Sally Ride, first American woman in space, survived by female partner
The first female American in space, Sally Ride, has died at age 61, being survived by her lesbian partner.
Sally Ride died yesterday after a seventeen-month battle with pancreatic cancer and it is only following her death that the 27-year relationship has been made public.
Ms Ride entered space on the Challenger shuttle in June 1983 becoming the first American woman, and youngest-ever American, to do so. Two Soviet female astronauts had already flown missions.
She said afterwards she was “sure it was the most fun I’ll ever have in my life.”
A statement on her website said she “lived her life to the fullest, with boundless energy, curiosity, intelligence, passion, joy, and love.

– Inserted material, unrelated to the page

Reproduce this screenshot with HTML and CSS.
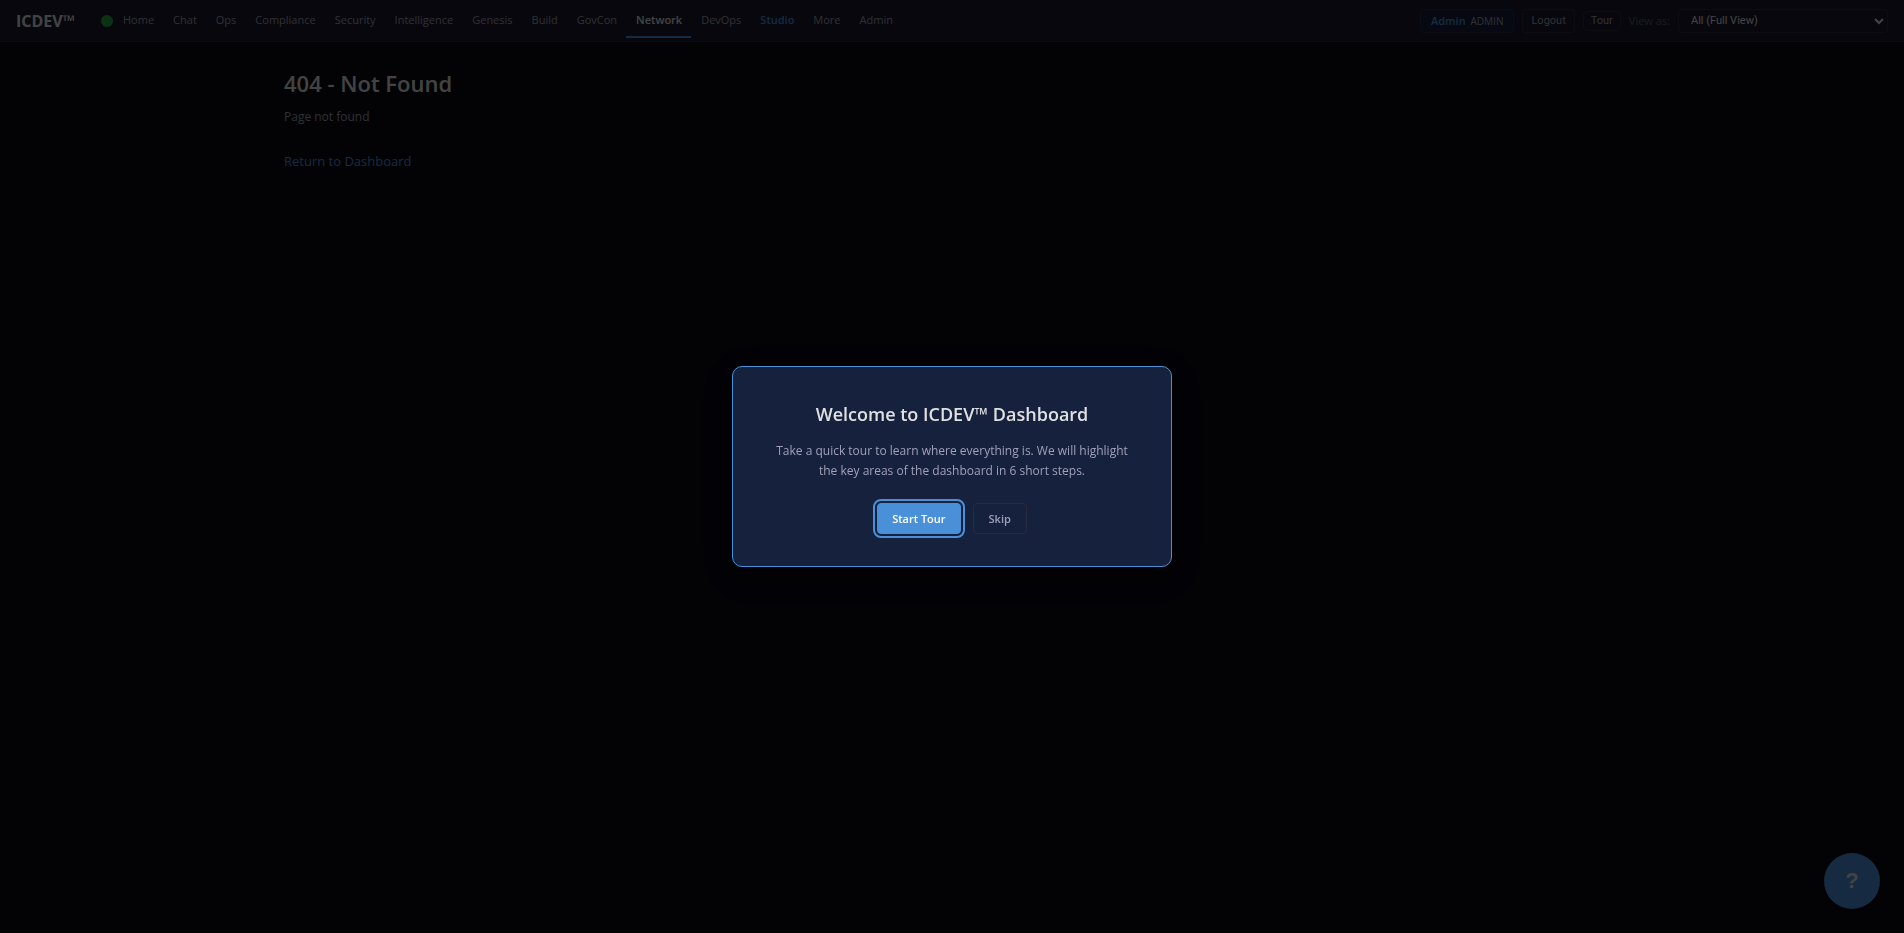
FILE: index.html
```html
<!doctype html>
<html lang="en">
<head>
	<meta charset="UTF-8">
	<title>404 - Not Found</title>
	<link rel="stylesheet" href="styles.css">
</head>
<body>
	<header class="navbar">
		<a href="#" class="brand">ICDEV™</a>
		<span class="status"></span>
		<nav class="menu">
			<a href="#">Home</a>
			<a href="#">Chat</a>
			<a href="#">Ops</a>
			<a href="#">Compliance</a>
			<a href="#">Security</a>
			<a href="#">Intelligence</a>
			<a href="#">Genesis</a>
			<a href="#">Build</a>
			<a href="#">GovCon</a>
			<a href="#" class="active">Network</a>
			<a href="#">DevOps</a>
			<a href="#" class="studio">Studio</a>
			<a href="#">More</a>
			<a href="#">Admin</a>
		</nav>
		<div class="tools">
			<a href="#" class="user"><b>Admin</b> <small>ADMIN</small></a>
			<a href="#" class="logout">Logout</a>
			<button type="button" class="tour">Tour</button>
			<label for="role">View as:</label>
			<div class="role-box">
				<select id="role" class="role">
					<option>All (Full View)</option>
				</select>
				<svg class="arrow" width="10" height="7" viewBox="0 0 10 7"><path d="M1 1l4 4 4-4" fill="none" stroke="currentColor" stroke-width="2"/></svg>
			</div>
		</div>
	</header>

	<main class="container">
		<h1>404 - Not Found</h1>
		<p class="subtitle">Page not found</p>
		<a href="#" class="back">Return to Dashboard</a>
	</main>

	<button type="button" class="help" aria-label="Help">?</button>

	<!-- welcome tour -->
	<div class="overlay">
		<div class="welcome" role="dialog" aria-labelledby="welcome-title">
			<h2 id="welcome-title">Welcome to ICDEV™ Dashboard</h2>
			<p>Take a quick tour to learn where everything is. We will highlight the key areas of the dashboard in 6 short steps.</p>
			<div class="actions">
				<button type="button" class="btn start">Start Tour</button>
				<button type="button" class="btn skip">Skip</button>
			</div>
		</div>
	</div>
</body>
</html>
```
FILE: styles.css
```css
*{box-sizing:border-box;margin:0;padding:0;}

body{
	min-height:100vh;
	background:#0a0a16;
	color:#e0e0e0;
	font-family:"Segoe UI","Open Sans","Noto Sans",sans-serif;
	font-size:14px;
}
a{color:#4a90d9;text-decoration:none;}
button,select{font-family:inherit;cursor:pointer;}

/* navbar */
.navbar{
	display:flex;
	align-items:center;
	height:42px;
	padding:0 16px;
	background:#1a1a2e;
	border-bottom:1px solid #2a2a3e;
}
.brand{
	width:85px;
	color:#e0e0e0;
	font-size:16px;
	font-weight:700;
}
.status{
	width:12px;height:12px;
	border-radius:50%;
	background:#28a745;
}
.menu{display:flex;}
.menu a{
	padding:8px 9px 7px 10px;
	border-bottom:2px solid transparent;
	color:#a0a0b0;
	font-size:11px;
	line-height:18px;
}
.menu .active{
	color:#e0e0e0;
	font-weight:600;
	border-bottom-color:#4a90d9;
}
.menu .studio{color:#4a90d9;font-weight:600;}

.tools{
	display:flex;
	align-items:center;
	gap:8px;
	margin-left:auto;
	font-size:11px;
}
.user,.logout,.tour,.role{
	border:1px solid #2a2a3e;
	border-radius:4px;
}
.user{
	height:24px;
	padding:0 10px;
	line-height:22px;
	background:#16213e;
}
.user b{font-size:11px;font-weight:600;}
.user small{margin-left:2px;color:#a0a0b0;font-size:10px;}
.logout{
	height:24px;
	padding:0 8px;
	color:#a0a0b0;
	font-family:Roboto,sans-serif;
	line-height:22px;
}
.tour{
	height:20px;
	padding:0 7px;
	background:transparent;
	color:#a0a0b0;
	font-family:Roboto,sans-serif;
	font-size:11px;
}
.tools label{color:#5a5a6e;}
.role-box{position:relative;}
.role{
	width:210px;height:24px;
	padding:0 12px;
	background:#1a1a2e;
	color:#e0e0e0;
	font-family:Roboto,sans-serif;
	font-size:11px;
	appearance:none;
}
.arrow{
	position:absolute;
	top:9px;right:4px;
	pointer-events:none;
}

/* page */
.container{
	max-width:1400px;
	margin:0 auto;
	padding:24px 32px;
}
.container h1{
	font-size:22px;
	font-weight:600;
	line-height:34px;
}
.subtitle{
	margin-bottom:17px;
	color:#a0a0b0;
	font-size:12px;
	line-height:34px;
}
.back{font-size:13px;}

.help{
	position:fixed;
	right:24px;bottom:24px;
	width:56px;height:56px;
	border:0;
	border-radius:50%;
	background:#4a90d9;
	color:#e0e0e0;
	font:700 22px "Liberation Sans",Arial,sans-serif;
}

/* overlay */
.overlay{
	position:fixed;
	top:0;right:0;bottom:0;left:0;
	display:flex;
	align-items:center;
	justify-content:center;
	background:rgba(0,0,0,.7);
}
.welcome{
	width:440px;
	padding:32px 36px;
	border:1px solid #4a90d9;
	border-radius:10px;
	background:#16213e;
	box-shadow:0 8px 32px rgba(0,0,0,.5);
	text-align:center;
}
.welcome h2{
	margin-bottom:12px;
	font-size:18px;
	font-weight:600;
	line-height:30px;
}
.welcome p{
	margin-bottom:22px;
	color:#a0a0b8;
	font-size:12px;
	line-height:20px;
}
.actions{
	display:flex;
	justify-content:center;
	gap:12px;
}
.btn{
	height:31px;
	padding:0 14px;
	border:1px solid #4a90d9;
	border-radius:4px;
	font-size:11px;
	font-weight:600;
}
.start{
	background:#4a90d9;
	color:#fff;
	outline:2px solid #4a90d9;
	outline-offset:2px;
}
.skip{
	padding:0 15px;
	border-color:#2a2a3e;
	background:transparent;
	color:#a0a0b8;
}
```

Her integrity was absolute; her spirit was immeasurable; her approach to life was fearless.”
In 1982, she married astronaut Steve Hawley. Their marriage ended in divorce five years later.
For the first time, it has been revealed she had been in a relationship with Tam O’Shaughnessy, whom she had known since their childhood in California.
The pair wrote a series of children’s books together designed to promote interest in science among younger generations.
Ms O’Shaughnessy is the Chief Operating Officer and Executive Vice President for Content of Sally Ride Science, a company founded to develop science teaching materials for primary and secondary school children in the US.
US President Barack Obama was “deeply saddened” to hear of Ride’s death.
He said: “As the first American woman to travel into space, Sally was a national hero and a powerful role model.”
Ms Ride died on Monday in La Jolla, California.